The abnormal returns are not realized if the stocks are bought or sold prior to passage of the bill—that is, if there is no run-up in stock prices in anticipation of its passage. In fact, the stock prices have a delayed response to bill passage: They continue to rise or fall for approximately 60 trading days after the bill is passed. This drift in prices and the accompanying abnormal returns are more pronounced in cases of complex bills, which are harder for the market to decipher, and statistically insignificant for routine or noncomplex bills. The authors find that these stock price changes do not reverse, implying that they signal changes in real fundamentals of the affected industries.

The industries for which their methodology assigns bills as positive (negative) show longer-term positive (negative) changes in their fundamentals as well, which the authors measure in terms of changes in earnings per share (EPS) estimates, earnings surprises, and long-term profitability and sales growth.

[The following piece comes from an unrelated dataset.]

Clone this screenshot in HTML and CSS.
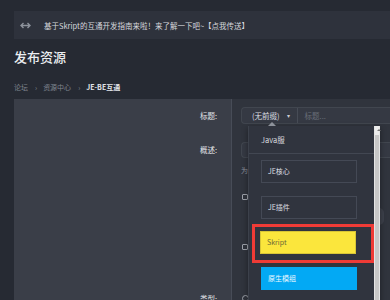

How Did the Authors Conduct This Research?

The authors observe the raw voting records (including “yes” votes, “no” votes, and abstentions) of legislators on all congressional bills for a period of 20 years (1989–2008). They analyze the text of each bill and assign the bills keywords—1 of the 49 Fama–French industry classifications. This procedure establishes which industry or industries are affected by each bill. The authors then determine “interested” senators as those for whom these industries rank among the top three—in terms of economic activity as defined by aggregate sales—in their home states. The authors propose that interested legislators’ voting behavior will be different from that of indifferent senators with no direct stake in the industry.

Once the interested senators are isolated, the authors use the senators’ voting records to calculate a measure of “economic interest.” The authors base their analysis of whether a bill will affect an industry positively or negatively on the economic interest ratio.

They call this procedure of assigning a positive or negative impact “signing” a bill and try to prove the predictive ability of their measure of economic interest and their procedure of signing bills by creating a long–short portfolio strategy. They buy (sell) a value-weighted industry portfolio when the economic interest signing measure for a bill is positive (negative). The portfolio is rebalanced monthly, and stocks enter the portfolio one month after passage of the bill. Using various statistical methods—including the capital asset pricing model, three-factor alphas, the Fama–French three-factor alphas, and the Carhart four-factor alphas—the authors determine that the strategy earns abnormal returns of 76–92 bps, hence confirming that the voting of incented legislators indeed has an impact on stock returns. Most of the abnormal return comes from the short side of the strategy. The authors also show that there is no run-up in the stock price before passage of the bill and that cumulative abnormal returns drift upward for up to 60 trading days after bill passage.

To further refine their measure of economic interest to obtain a continuous measure of interested voting, the authors calculate the difference between the percentage of interested senators voting in favor of the passed bill and that of uninterested senators voting in favor of the bill. They call this the “interested vote.” They also regress the interested vote against certain variables that represent the real effects on the fundamentals of the industry.

Finally, the authors perform robustness and additional tests. To test the robustness of their methodology, the authors change the scope of their measure of economic interest or interested vote. Running their additional tests, they find that when a senator’s personal stockholdings in industries affected by a particular bill fall, that senator’s vested interest in the bill increases, but it does not add any more value to the economic interest signal and is, therefore, only secondary in importance. Similarly, the authors find that greater lobbying by industry groups in favor of or against a particular bill weakens their economic interest signal, perhaps because lobbying narrows the gap between interested and uninterested legislators.

Abstractor’s Viewpoint

The authors add a new dimension to the power of legislation in affecting stock market prices and real fundamentals of firms. The authors have used robust statistical analysis to prove that there is important information embedded in the way legislators vote and that this information is not realized immediately by the market. In a way, their research implies that law-savvy investors might have an advantage over the average investor when it comes to preempting legislative action.